After that, I became involved in the GRAPE project at the University of Tokyo College of Arts and Sciences, and later I transferred to the newly established Department of Earth and Planetary Sciences at the Tokyo Institute of Technology. Taking a one-and-a-half-year sabbatical starting in mid-September 1995, I first headed to the University of California, Santa Cruz (UCSC).

In early October, shortly after I arrived in the United States, The discovery of the first exoplanetーa so-called "hot Jupiter" was suddenly announced. The resulting explosion of new observations launched an era of excitement that felt like a gold rush. The UCSC Lick Observatory became one of Mecca for exoplanet observations, and as a theoretical researcher, I too was swept along with the torrent and found myself immersed in exoplanet system research. What was surprising was that within a year after that first discovery of a hot Jupiter, Earth-like exoplanets were being hotly discussed in the United States, with terms like "astrobiology" and "bioastronomy" being bandied about. It was like a dam behind which academic discussions of extraterrestrial life had been building up had suddenly burst.

In 1996, an announcement regarding possible evidence of life in ancient Mars found in a Martian meteorite was made with President Clinton in attendance. Subsequently, NASA established its Astrobiology Institute in 1998, and the geyser on Enceladus was discovered in 2005. Amidst all that, I unintentionally started drifting toward studying "life." In 2009, Tokyo Tech and the University of Tokyo started the GCOE program "From the Earth to Earths," with the somewhat grandiose theme of the possibility of life on Earth-like planets outside our solar system. The program also included advancing genome analysis technologies extended to analyses of extremophiles, microorganisms living in extreme environments. The same year, a six-year series of groups entitled "Study Group on Life in the Universe" and "Study Group on the Integration of Planetary Science and Life Science" began under the leadership of Norio Kaifu. In each meeting, ten to twenty researchers from fields such as astronomy, planetary science, geology, biochemistry, and biology gathered for intensive discussions, providing not only knowledge but also a sense of ongoing progress in each field.

Tokyo Tech's Earth-Life Science Institute (ELSI), a WPI program selected in 2012, boldly adopted the theme "The Earth and the Origin of Life, and Life in the Universe" for the continuation and development of the GCOE. Although studying the origin of life remained heresy in the life sciences, study groups focused on life's origins kickstarted things by enrolling members from various fields. They were all novices here, so it didn't matter whether they were young researchers or established professors. This resulted in somewhat fumbling but highly stimulating study groups. To turn all this into research that could be written up in papers, however, I needed some weapon that was unique to me as well as a novel approach to this new field I was entering. In my case, the direction of my researchーsimulating of synthesis of complex organic matter in spaceーdid not become clear until seven or eight years after the ELSI started.

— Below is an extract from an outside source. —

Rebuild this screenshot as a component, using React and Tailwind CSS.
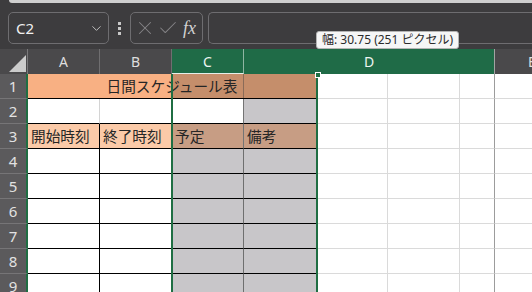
import React from 'react';
import { ChevronDown, X, Check } from 'lucide-react';

const jp = { fontFamily: '"Noto Sans CJK JP", "Noto Sans", sans-serif' };
const ui = { fontFamily: '"Noto Sans", "Noto Sans CJK JP", sans-serif' };

function RowHead({ n }) {
  return (
    <div className="w-[28px] shrink-0 h-full bg-[#5b5a5c] border-b border-[#767577] border-r-2 border-r-[#1f6e43] flex items-center justify-center text-[15px] text-[#e2e2e2]" style={ui}>
      {n}
    </div>
  );
}

// white cells to the right of the selection (plain gridlines)
function Rest() {
  return (
    <>
      <div className="w-[72px] shrink-0 h-full bg-white border-r border-b border-[#dadada]" />
      <div className="w-[72px] shrink-0 h-full bg-white border-r border-b border-[#dadada]" />
      <div className="w-[35px] shrink-0 h-full bg-white border-r border-r-[#9c9c9c] border-b border-b-[#dadada]" />
      <div className="flex-1 h-full bg-white border-b border-[#dadada]" />
    </>
  );
}

function Row({ n, children }) {
  return (
    <div className="flex h-[25px] shrink-0">
      <RowHead n={n} />
      {children}
      <Rest />
    </div>
  );
}

export default function App() {
  return (
    <div className="relative w-[532px] h-[292px] overflow-hidden bg-[#3d3c3e] flex flex-col">
      {/* top strip */}
      <div className="h-[3px] ml-[9px] bg-[#cfcfcf] rounded-bl-[5px] shrink-0" />

      {/* formula bar */}
      <div className="flex items-center mt-[9px] h-[32px] shrink-0 pl-[8px]">
        <div className="w-[101px] h-full rounded-[5px] border border-[#6e6d70] flex items-center justify-between pl-[7px] pr-[4px]">
          <span className="text-[15px] text-[#f0f0f0]" style={ui}>C2</span>
          <ChevronDown size={15} strokeWidth={1.5} color="#c4c4c4" />
        </div>
        <div className="w-[21px] flex flex-col items-center gap-[2px]">
          <div className="w-[3px] h-[3px] bg-[#c8c8c8]" />
          <div className="w-[3px] h-[3px] bg-[#c8c8c8]" />
          <div className="w-[3px] h-[3px] bg-[#c8c8c8]" />
        </div>
        <div className="w-[73px] h-full rounded-[5px] border border-[#6e6d70] flex items-center pl-[3px] gap-[1px]">
          <X size={22} strokeWidth={1.1} color="#858487" />
          <Check size={22} strokeWidth={1.1} color="#858487" />
          <span className="text-[18px] italic text-[#d2d2d2] ml-[3px] leading-none" style={{ fontFamily: '"Liberation Serif", serif' }}>fx</span>
        </div>
        <div className="flex-1 h-full ml-[5px] rounded-l-[5px] border border-r-0 border-[#6e6d70]" />
      </div>

      {/* column headers */}
      <div className="flex h-[25px] mt-[5px] shrink-0 text-[14px]" style={ui}>
        <div className="w-[28px] shrink-0 h-full bg-[#4a494b] border-r border-[#7a797b]">
          <svg width="28" height="25" viewBox="0 0 28 25">
            <polygon points="26,6 26,23 9,23" fill="#cbcbcb" />
          </svg>
        </div>
        <div className="w-[72px] shrink-0 h-full bg-[#4a494b] border-r border-[#6f6e70] flex items-center justify-center text-[#dedede]">A</div>
        <div className="w-[72px] shrink-0 h-full bg-[#4a494b] border-r border-[#6f6e70] flex items-center justify-center text-[#dedede]">B</div>
        <div className="w-[72px] shrink-0 h-full bg-[#1f6b47] border-r border-[#8fb5a2] border-b border-b-[#e6efe9] flex items-center justify-center text-[#eef5f1]">C</div>
        <div className="w-[251px] shrink-0 h-full bg-[#1f6b47] border-r border-r-[#a3a3a3] flex items-center justify-center text-[#eef5f1]">D</div>
        <div className="flex-1 h-full bg-[#4a494b] flex items-center pl-[33px] text-[#dedede]">E</div>
      </div>

      {/* grid */}
      <div className="flex flex-col text-[14.67px] text-[#262626]" style={jp}>
        <Row n={1}>
          <div className="w-[288px] shrink-0 h-full border-b border-black flex items-center justify-center bg-[linear-gradient(to_right,#f8b083_144px,#c58e6b_144px,#c58e6b_215px,#8a6b58_215px,#8a6b58_216px,#c58e6b_216px)]">
            日間スケジュール表
          </div>
        </Row>
        <Row n={2}>
          <div className="w-[72px] shrink-0 h-full bg-white border-r border-r-[#d4d4d4] border-b border-b-black" />
          <div className="w-[72px] shrink-0 h-full bg-white border-b border-black" />
          <div className="w-[72px] shrink-0 h-full bg-white border-r border-r-[#747474] border-b border-b-black" />
          <div className="w-[72px] shrink-0 h-full bg-[#c8c6c9] border-b border-black" />
        </Row>
        <Row n={3}>
          <div className="w-[72px] shrink-0 h-full bg-[#fbcaa8] border-r border-b border-black flex items-center pl-[3px]">開始時刻</div>
          <div className="w-[72px] shrink-0 h-full bg-[#fbcaa8] border-r border-b border-black flex items-center pl-[3px]">終了時刻</div>
          <div className="w-[72px] shrink-0 h-full bg-[#c79d84] border-r border-r-[#747474] border-b border-b-black flex items-center pl-[3px]">予定</div>
          <div className="w-[72px] shrink-0 h-full bg-[#c79d84] border-b border-black flex items-center pl-[3px]">備考</div>
        </Row>
        {[4, 5, 6, 7, 8, 9].map(n => (
          <Row key={n} n={n}>
            <div className="w-[72px] shrink-0 h-full bg-white border-r border-b border-black" />
            <div className="w-[72px] shrink-0 h-full bg-white border-r border-b border-black" />
            <div className="w-[72px] shrink-0 h-full bg-[#c8c6c9] border-r border-r-[#6f6f6f] border-b border-b-black" />
            <div className="w-[72px] shrink-0 h-full bg-[#c8c6c9] border-b border-black" />
          </Row>
        ))}
      </div>

      {/* selection outline + fill handle */}
      <div className="absolute left-[171px] top-[74px] w-[147px] h-[230px] border-x-2 border-[#1f6e43]" />
      <div className="absolute left-[315px] top-[72px] w-[6px] h-[6px] bg-[#1f6e43] border border-white" />

      {/* resize tooltip */}
      <div className="absolute left-[316px] top-[31px] h-[18px] px-[5px] flex items-center bg-[#f6f6f6] border border-[#b4b4b4] rounded-[3px] text-[12px] text-[#2b2b2b] whitespace-nowrap" style={ui}>
        幅: 30.75 (251 ピクセル)
      </div>
    </div>
  );
}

I have thus gone wherever the currents were carrying me at the moment, pursuing whatever seemed interesting as it arose before me, from cosmology to geophysics, on to the solar system and beyond to exoplanets, encountering topics such as astrobiology and theories on the origin of life along the way. Perhaps I did not experience the drama of "transcending time and space" that I sought in high school, but the generosity of the Japanese astronomy community has made mine a reasonably enjoyable trip, nonetheless. I don't know if my cruise along the fringes of astronomy will be useful to the Astronomical Society of Japan, but I hope I can serve my two-year term as president without hindering our younger society members.